Introductions. Head of the Table had done just about everything. They were in their mid to late 80s, held prestigious positions, made a difference, and created things. Decades of life and success.
Head of the Table. Decades of Life and Success.
The goal setting and strategic vision session began. Before too long, Head of the Table (before it was time) stated a clear and specific goal that set the stage. The goal was bold, big, and a little disruptive. You could see the goal pass through the group like a wave.
Head of the Table. Decades of Life and Success. Goal shared first, Setting the Stage.
The discussion keep moving and started to flow. There were other voices, other perspectives, other ideas. As the day progressed, there were more voices, more perspectives, more ideas.
Head of the Table. Decades of Life and Success. Goal shared first, Setting the Stage. Other Perspectives, other Ideas.
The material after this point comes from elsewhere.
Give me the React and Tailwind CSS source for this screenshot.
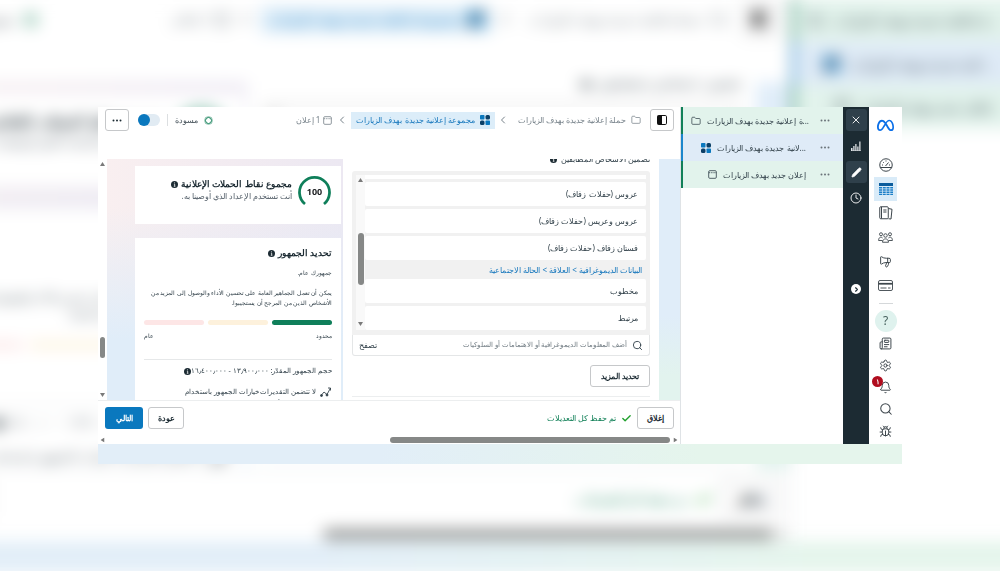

Then something happened. There was a shift. Head of the Table made another bold move, yet another surprise. Head of the Table announced that after hearing the other perspectives and the other viewpoints, their original idea was not as good, not as applicable, and not what the organization needed. They had a changed mind.
A Changed Mind.
The room energy got an immediate boost. Some of the more timid and less experienced participants (who had introduced the different ideas and perspectives) found their voice. Those voices began to participate with a new-found confidence as they felt able to share their vision of the new, the different, the better.
A Changed Mind. People finding their Voice.
As the day moved towards conclusion, the goals, the vision, and the plan started to take shape. Building a plan was not the exclusive thing built that day. Excitement was building for the new future and direction of the organization.
A Changed Mind. People finding their Voice. Building Excitement for the Future and Direction.
Thank you Head of the Table for leading the way, for staying engaged and active over so many decades, and for demonstrating to all of us the power, and impact of a Changed Mind.